I think that one way to describe the challenge of life is this: quit being so stupid!
As I read The Rare Find, my mind drifted back to an idea I read from Neil Postman. (Postman is probably best known for his book, Amusing Ourselves to Death). In his essay The Educationist as Painkiller, he ponders the purpose of education. And his conclusion, simply, is that education can’t make a person smart — but it can keep a person from being so stupid. (The essay is available in pdf format here).
Here are a few quotes from Postman’s essay:
This is the strategy I propose for educationists—that we abandon our vague, seemingly arrogant, and ultimately futile attempts to make children intelligent, and concentrate our attention on helping them avoid being stupid.
The educationist should become an expert in stupidity and be able to prescribe specific procedures for avoiding it…
…everyone practices stupidity, including those who write about it; none of us is ever free of it, and we are most seriously endangered when we think we are safe. That there is an almost infinite supply of stupidity, including our own, should provide educationists with a sense of humility and, incidentally, assurance that they will never become obsolete.
stupidity is reducible…
Stupidity is a form of behavior. It is not something we have; it is something we do.
So, why did I think of this essay as I read The Rare Find? Partly because of this: after massive amounts of money spent developing processes for finding and hiring the right people, every book and article I read seems to say that we have not gotten very good at it. And that includes hiring all up and down the organizational ladder. (As I write this, RIM {BlackBerry} just replaced its two CEOs with a new “savior.”) And the statistics pretty much prove this. Here’s a brief summary from Anders’ book:
In 2010: only 18% of HR Managers say they are “winning the war for talent.” All the rest stated they were either “losing ground” or “stuck” with a process that was not successful in identifying exceptional talent.

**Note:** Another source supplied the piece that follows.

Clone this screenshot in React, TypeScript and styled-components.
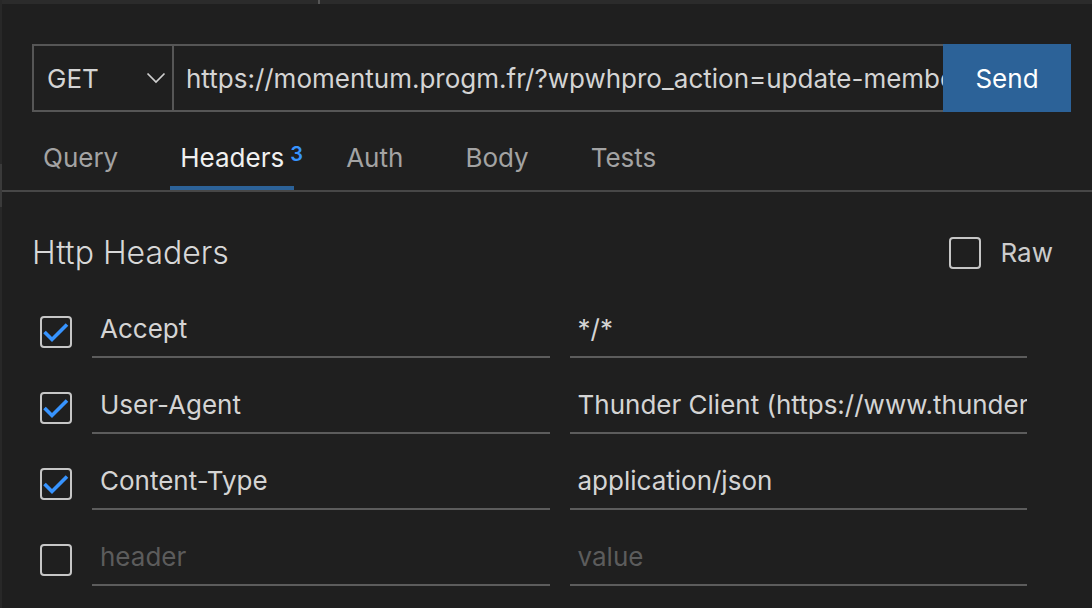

So, we make stupid hires; and then those people hired do stupid things. Avoiding such stupidity would be a great, massive step forward, and save a boatload of money and a whole lot of anxiety and despair. And as the quote at the top of this post affirms,
Bumblers keep creating crises that didn’t need to happen.
The Rare Find provides one remedy: part of this stupidity is that we trust our “gut” way too often, when our minds, if we could simply focus them, would scream out some much needed warnings. The Rare Find describes just how hard it is to actually listen to a job candidate, to actually look at work and life history, and then to avoid being “wowed” by the pizazz of a person’s personality.
In other words, if we could focus our minds, we might not make such stupid decisions – in hiring, and in our own life, at work, and everywhere else.